Fair Employment (Northern Ireland) Act

Mr. McNamara: To ask the Secretary of State for Northern Ireland if land will be included in the list of goods, facilities and services in the Government's proposals to amend the Fair Employment (Northern Ireland) Act 1989. [51306]

Mr. Ingram: The White paper "Partnership for Equality" indicated that Fair Employment legislation would be extended to cover goods, facilities and services and the disposal or management of premises. Premises includes land. Views were sought on possible exceptions within areas such as housing and land and comments received are still being considered.

Equality Commission

Mr. McNamara: To ask the Secretary of State for Northern Ireland how many of those organisations replying to the White Paper, "Partnership for Equality" (a) explicitly supported the establishment of a single Equality Commission and (b) did not mention it in their submission. [51308]

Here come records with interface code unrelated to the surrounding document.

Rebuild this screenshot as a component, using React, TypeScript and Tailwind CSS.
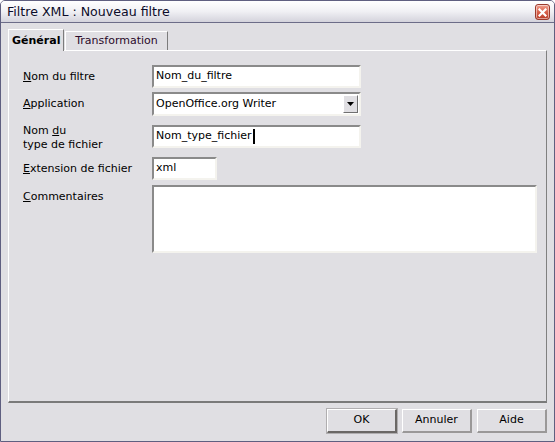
import React from "react";

const sunken =
  "bg-white border-2 border-t-[#8a8a8a] border-l-[#8a8a8a] border-b-[#f4f3ee] border-r-[#f4f3ee]";

function Label({ children }: { children: React.ReactNode }) {
  return <div className="w-[129px] shrink-0 leading-[14px]">{children}</div>;
}

function CloseButton() {
  return (
    <div className="w-[15px] h-[16px] mt-[1px] rounded-[3px] border border-[#9b3a2c] bg-gradient-to-b from-[#f0a090] via-[#d8604a] to-[#b83a26] flex items-center justify-center shadow-[inset_0_0_0_1px_rgba(255,255,255,0.5)]">
      <svg width="9" height="9" viewBox="0 0 9 9">
        <path d="M1.5 1.5 L7.5 7.5 M7.5 1.5 L1.5 7.5" stroke="white" strokeWidth="2.2" strokeLinecap="square" />
      </svg>
    </div>
  );
}

function DialogButton({ label, isDefault }: { label: string; isDefault?: boolean }) {
  return (
    <button
      className={
        "w-[70px] h-[24px] bg-[#e0dfe3] flex items-center justify-center text-[11px] text-black border-t border-l border-t-white border-l-white " +
        (isDefault
          ? "border-b-2 border-r-2 border-b-[#6b6866] border-r-[#6b6866] outline outline-1 outline-[#b0aeb0]"
          : "border-b-2 border-r-2 border-b-[#9a9898] border-r-[#9a9898]")
      }
    >
      {label}
    </button>
  );
}

export default function App() {
  return (
    <div
      className="w-[555px] h-[442px] bg-[#e0dfe3] flex flex-col border border-[#5f5f80] rounded-t-[5px] overflow-hidden text-black"
      style={{ fontFamily: '"DejaVu Sans", Verdana, sans-serif' }}
    >
      {/* Title bar */}
      <div className="h-[22px] shrink-0 flex items-center justify-between pl-[6px] pr-[4px] bg-gradient-to-b from-white via-[#f0f0f4] to-[#d4d3dc] border-b border-[#6c6c88]">
        <span className="text-[12.6px] text-[#0c0c2a] mt-[1px]">Filtre XML : Nouveau filtre</span>
        <CloseButton />
      </div>

      <div className="flex-1 flex flex-col px-[7px] pt-[6px] pb-[8px]">
        {/* Tabs */}
        <div className="h-[21px] flex items-end shrink-0">
          <div className="relative z-10 w-[56px] h-[22px] -mb-[1px] bg-[#e0dfe3] border-t border-l border-white border-r border-r-[#7c7c7c] flex items-center pl-[3px] pt-[2px] text-[11px] font-bold">
            Général
          </div>
          <div className="ml-[1px] w-[103px] h-[19px] border-t border-l border-white border-r border-r-[#7c7c7c] flex items-center justify-center pt-[1px] text-[11px] text-[#2a0a2a]">
            Transformation
          </div>
        </div>

        {/* Panel */}
        <div className="flex-1 border-t border-l border-white border-r border-r-[#808080] border-b-2 border-b-[#7a7a7a] pl-[14px] pt-[14px] text-[11px] flex flex-col">
          <div className="flex items-center h-[23px]">
            <Label>
              <span className="underline">N</span>om du filtre
            </Label>
            <div className={"w-[209px] h-full flex items-center pl-[2px] " + sunken}>Nom_du_filtre</div>
          </div>

          <div className="flex items-center h-[24px] mt-[4px]">
            <Label>
              <span className="underline">A</span>pplication
            </Label>
            <div className={"w-[209px] h-full flex items-center pl-[2px] " + sunken}>
              <span className="flex-1">OpenOffice.org Writer</span>
              <div className="w-[15px] h-[18px] mr-[1px] bg-[#e0dfe3] border-t border-l border-white border-b border-r border-b-[#707070] border-r-[#707070] flex items-center justify-center">
                <svg width="7" height="4" viewBox="0 0 7 4">
                  <path d="M0 0 H7 L3.5 4 Z" fill="black" />
                </svg>
              </div>
            </div>
          </div>

          <div className="flex items-start h-[23px] mt-[9px]">
            <Label>
              <div className="mt-[-1px]">
                Nom <span className="underline">d</span>u
              </div>
              <div>type de fichier</div>
            </Label>
            <div className={"w-[209px] h-full flex items-center pl-[2px] " + sunken}>
              Nom_type_fichier
              <span className="inline-block w-[2px] h-[15px] bg-black ml-[1px]" />
            </div>
          </div>

          <div className="flex items-center h-[23px] mt-[9px]">
            <Label>
              <span className="underline">E</span>xtension de fichier
            </Label>
            <div className={"w-[65px] h-full flex items-center pl-[2px] " + sunken}>xml</div>
          </div>

          <div className="flex items-start h-[68px] mt-[5px]">
            <Label>
              <div className="mt-[5px]">
                <span className="underline">C</span>ommentaires
              </div>
            </Label>
            <div className={"w-[385px] h-full " + sunken} />
          </div>
        </div>

        {/* Buttons */}
        <div className="flex justify-end gap-[5px] mt-[6px] shrink-0">
          <DialogButton label="OK" isDefault />
          <DialogButton label="Annuler" />
          <DialogButton label="Aide" />
        </div>
      </div>
    </div>
  );
}
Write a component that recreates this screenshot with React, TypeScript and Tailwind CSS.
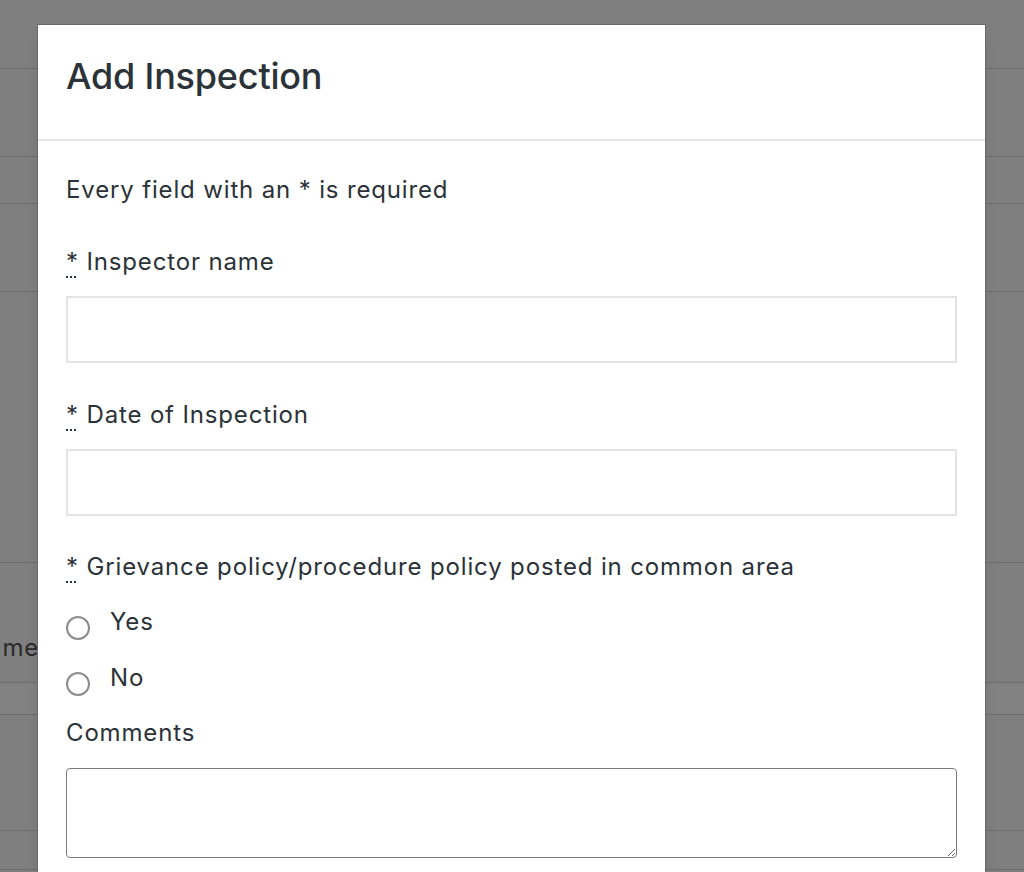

Mr. Worthington: In total there were 123 responses to the White Paper "Partnership for Equality" and of those 29 or 23 per cent. supported the establishment of a single Equality Commission and 24 or 20 per cent. did not mention it.

Mr. McNamara: To ask the Secretary of State for Northern Ireland what are the current annual costs and manpower of those bodies which it is intended to absorb into the Equality Commission. [51309]

Mr. Ingram: The current annual cost of the Fair Employment Commission, the Equal Opportunities Commission for Northern Ireland and the Commission for Racial Equality for Northern Ireland is £4.8m. The staffing complement of these bodies is 117 full-time equivalents. The Northern Ireland Disability Council has an annual cost of £100,000 and no staff.